Il faut savoir que parmi les documents exigibles pour une société coopérative, il y a des documents de gestion de leurs projets et de l’organisation interne. Ces coopératives s’inspirent de leurs statuts pour établir leurs règlements d’ordre intérieur. Nous les sensibilisons toujours à avoir ce document pour une bonne gestion interne. Par ailleurs, toute société commerciale doit avoir au préalable un plan d’affaire. Je peux affirmer que la plupart des coopératives ont un plan d’affaire pour le suivi de leurs investissements.
Mais certains disent qu’elles ne sont pas bien encadrées et donc qu’il y a risque de faillite…
L’ANACOOP est là pour les encadrer.
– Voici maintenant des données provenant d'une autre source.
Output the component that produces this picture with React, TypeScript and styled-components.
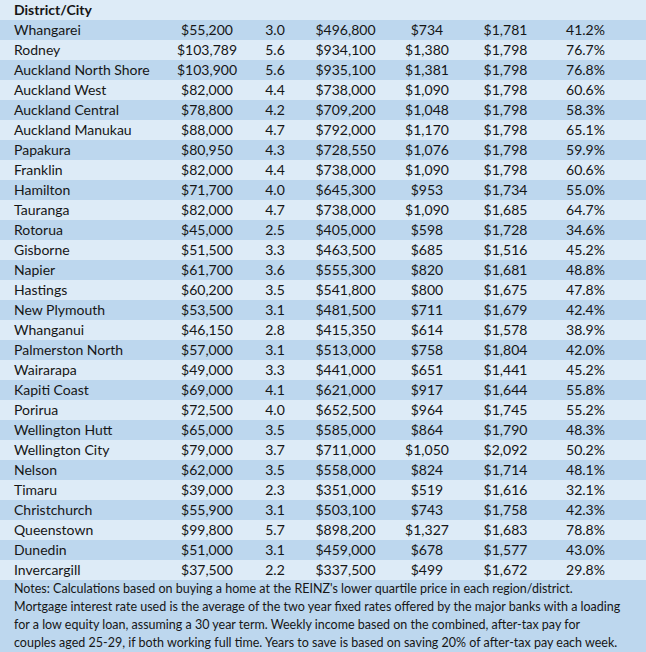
import React from "react";
import styled, { createGlobalStyle } from "styled-components";

const Global = createGlobalStyle`
  html, body { margin: 0; padding: 0; background: #ddebf7; }
  body { font-family: "Lato", "Liberation Sans", sans-serif; }
`;

const COLS = "170px 74px 62px 79px 84px 73px 87px 1fr";

const Sheet = styled.div`
  width: 646px;
  height: 652px;
  overflow: hidden;
  background: #ddebf7;
  color: #161616;
  font-size: 14px;
`;

const Row = styled.div<{ $dark?: boolean }>`
  display: grid;
  grid-template-columns: ${COLS};
  height: 20px;
  line-height: 20px;
  background: ${(p) => (p.$dark ? "#bdd7ee" : "#ddebf7")};
`;

const NameCell = styled.div<{ $bold?: boolean }>`
  padding-left: 14px;
  white-space: nowrap;
  font-weight: ${(p) => (p.$bold ? 700 : 400)};
`;

const NumCell = styled.div`
  text-align: center;
  white-space: nowrap;
`;

const Notes = styled.div`
  background: #bdd7ee;
  padding-left: 14px;
  font-size: 12.5px;
  line-height: 18px;
  height: 72px;
`;

const NoteLine = styled.div`
  white-space: nowrap;
`;

const data: string[][] = [
  ["Whangarei", "$55,200", "3.0", "$496,800", "$734", "$1,781", "41.2%"],
  ["Rodney", "$103,789", "5.6", "$934,100", "$1,380", "$1,798", "76.7%"],
  ["Auckland North Shore", "$103,900", "5.6", "$935,100", "$1,381", "$1,798", "76.8%"],
  ["Auckland West", "$82,000", "4.4", "$738,000", "$1,090", "$1,798", "60.6%"],
  ["Auckland Central", "$78,800", "4.2", "$709,200", "$1,048", "$1,798", "58.3%"],
  ["Auckland Manukau", "$88,000", "4.7", "$792,000", "$1,170", "$1,798", "65.1%"],
  ["Papakura", "$80,950", "4.3", "$728,550", "$1,076", "$1,798", "59.9%"],
  ["Franklin", "$82,000", "4.4", "$738,000", "$1,090", "$1,798", "60.6%"],
  ["Hamilton", "$71,700", "4.0", "$645,300", "$953", "$1,734", "55.0%"],
  ["Tauranga", "$82,000", "4.7", "$738,000", "$1,090", "$1,685", "64.7%"],
  ["Rotorua", "$45,000", "2.5", "$405,000", "$598", "$1,728", "34.6%"],
  ["Gisborne", "$51,500", "3.3", "$463,500", "$685", "$1,516", "45.2%"],
  ["Napier", "$61,700", "3.6", "$555,300", "$820", "$1,681", "48.8%"],
  ["Hastings", "$60,200", "3.5", "$541,800", "$800", "$1,675", "47.8%"],
  ["New Plymouth", "$53,500", "3.1", "$481,500", "$711", "$1,679", "42.4%"],
  ["Whanganui", "$46,150", "2.8", "$415,350", "$614", "$1,578", "38.9%"],
  ["Palmerston North", "$57,000", "3.1", "$513,000", "$758", "$1,804", "42.0%"],
  ["Wairarapa", "$49,000", "3.3", "$441,000", "$651", "$1,441", "45.2%"],
  ["Kapiti Coast", "$69,000", "4.1", "$621,000", "$917", "$1,644", "55.8%"],
  ["Porirua", "$72,500", "4.0", "$652,500", "$964", "$1,745", "55.2%"],
  ["Wellington Hutt", "$65,000", "3.5", "$585,000", "$864", "$1,790", "48.3%"],
  ["Wellington City", "$79,000", "3.7", "$711,000", "$1,050", "$2,092", "50.2%"],
  ["Nelson", "$62,000", "3.5", "$558,000", "$824", "$1,714", "48.1%"],
  ["Timaru", "$39,000", "2.3", "$351,000", "$519", "$1,616", "32.1%"],
  ["Christchurch", "$55,900", "3.1", "$503,100", "$743", "$1,758", "42.3%"],
  ["Queenstown", "$99,800", "5.7", "$898,200", "$1,327", "$1,683", "78.8%"],
  ["Dunedin", "$51,000", "3.1", "$459,000", "$678", "$1,577", "43.0%"],
  ["Invercargill", "$37,500", "2.2", "$337,500", "$499", "$1,672", "29.8%"],
];

const notes = [
  "Notes: Calculations based on buying a home at the REINZ's lower quartile price in each region/district.",
  "Mortgage interest rate used is the average of the two year fixed rates offered by the major banks with a loading",
  "for a low equity loan, assuming a 30 year term. Weekly income based on the combined, after-tax pay for",
  "couples aged 25-29, if both working full time. Years to save is based on saving 20% of after-tax pay each week.",
];

export default function App() {
  return (
    <>
      <Global />
      <Sheet>
        <Row>
          <NameCell $bold>District/City</NameCell>
        </Row>
        {data.map((r, i) => (
          <Row key={r[0]} $dark={i % 2 === 0}>
            <NameCell>{r[0]}</NameCell>
            {r.slice(1).map((v, j) => (
              <NumCell key={j}>{v}</NumCell>
            ))}
          </Row>
        ))}
        <Notes>
          {notes.map((n) => (
            <NoteLine key={n}>{n}</NoteLine>
          ))}
        </Notes>
      </Sheet>
    </>
  );
}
Peut-être que ceux qui le disent reçoivent des informations qui n’émanent pas de sources fiables. Mais il peut y avoir des coopératives qui sont mal gérées suite à un comportement qui n’est pas approprié de leurs leaders. Mais ce n’est pas par manque d’encadrement.
Quel sera le mode de remboursement des fonds reçus et avec quel taux d’intérêt ?
Les gens ne sont pas bien informés. Il n’y aura pas d’intérêts. Quant au mode de remboursement, il y aura un compte qui sera ouvert par le ministère des Finances où ces emprunts seront versés.
Quelle sera la suite réservée à l’une ou l’autre coopérative qui sera incapable de rembourser ?
S’il advient qu’une coopérative soit insolvable, nous allons d’abord mener des enquêtes pour établir la responsabilité.
Concrètement….
Nous allons chercher à savoir si les difficultés ne sont pas dues aux aléas climatiques ou si cela incombe à la mauvaise gestion des coopérateurs. S’il advient que la responsabilité incombe aux coopérateurs, les organes compétents vont appliquer la loi pour que les emprunts retournent dans les caisses de l’Etat.
Des mesures de redressement en cas de faillite ?
Je pense bien qu’il y en aura. Le gouvernement tient à cœur ces groupements. Il ne pourra pas permettre qu’une coopérative tombe complètement en faillite alors qu’il y a des organes en charge de la promotion et de la régulation de ces coopératives. A moins qu’il soit établi que cette coopérative est totalement incompétente mais je pense que ce risque pourra être évité.
La plupart de ces coopératives opèrent dans l’agri-élevage et il y a risque de surproduction. Quid du marché d’écoulement de ces produits ?
Nous n’en sommes pas encore-là. La vision du gouvernement est d’abord d’avoir une production suffisante avec pour slogan« Que chaque bouche ait à manger et chaque poche ait de l’argent ».
S’il advient qu’il y ait la surproduction, l’ANACOOP va intervenir conformément à l’article 5 de loi qui la régit et qui lui ordonne « de structurer et de développer des débouchés nationaux, régionaux et internationaux des sociétés coopératives pour des filières qui en expriment le besoin ». Je pense que ces coopératives vont venir auprès de l’ANACOOP pour voir comment elles sont connectées aux marchés d’écoulement.
Par ailleurs, le décret présidentiel portant gestion de la production agricole, animale et halieutique commercialisable se réfère aussi à la loi régissant l’ANACOOP. Je pense qu’il y aura des textes d’application définissant les relations et les textes entre l’ANACOOP et l’Agence Nationale de Gestion de Stocks et de Sécurité Alimentaire (ANAGESA).
Nous allons vulgariser ce décret pour que les coopérateurs soient rassurées que leurs produits vont être vendus. Nous allons établir des manuels de procédure entre l’ANACOOP et l’ANAGESA. Le gouvernement a le souci que la production ne pourrisse pas. Cela va encourager d’autres producteurs agricoles à augmenter la production.
Les partis de l’opposition, dont le Cnl, se lamentent comme quoi leurs militants n’ont pas été associés à ces coopératives. Qu’en dites-vous ?
Je ne suis pas au courant de ces lamentations parce qu’on n’a pas de grogne qui nous soit parvenue à l’ANACOOP. Je pense que ces lamentations ne sont pas fondées parce que les sociétés coopératives revêtent un caractère inclusif. Mais il y a d’autres sociétés coopératives qui rassemblent toutes les sensibilités politiques. Je citerai une société coopérative qui réunit les jeunes des partis politiques dans la province Ngozi. Je pense que les gens pourront s’inspirer de ce bel exemple pour mettre fin à ces accusations.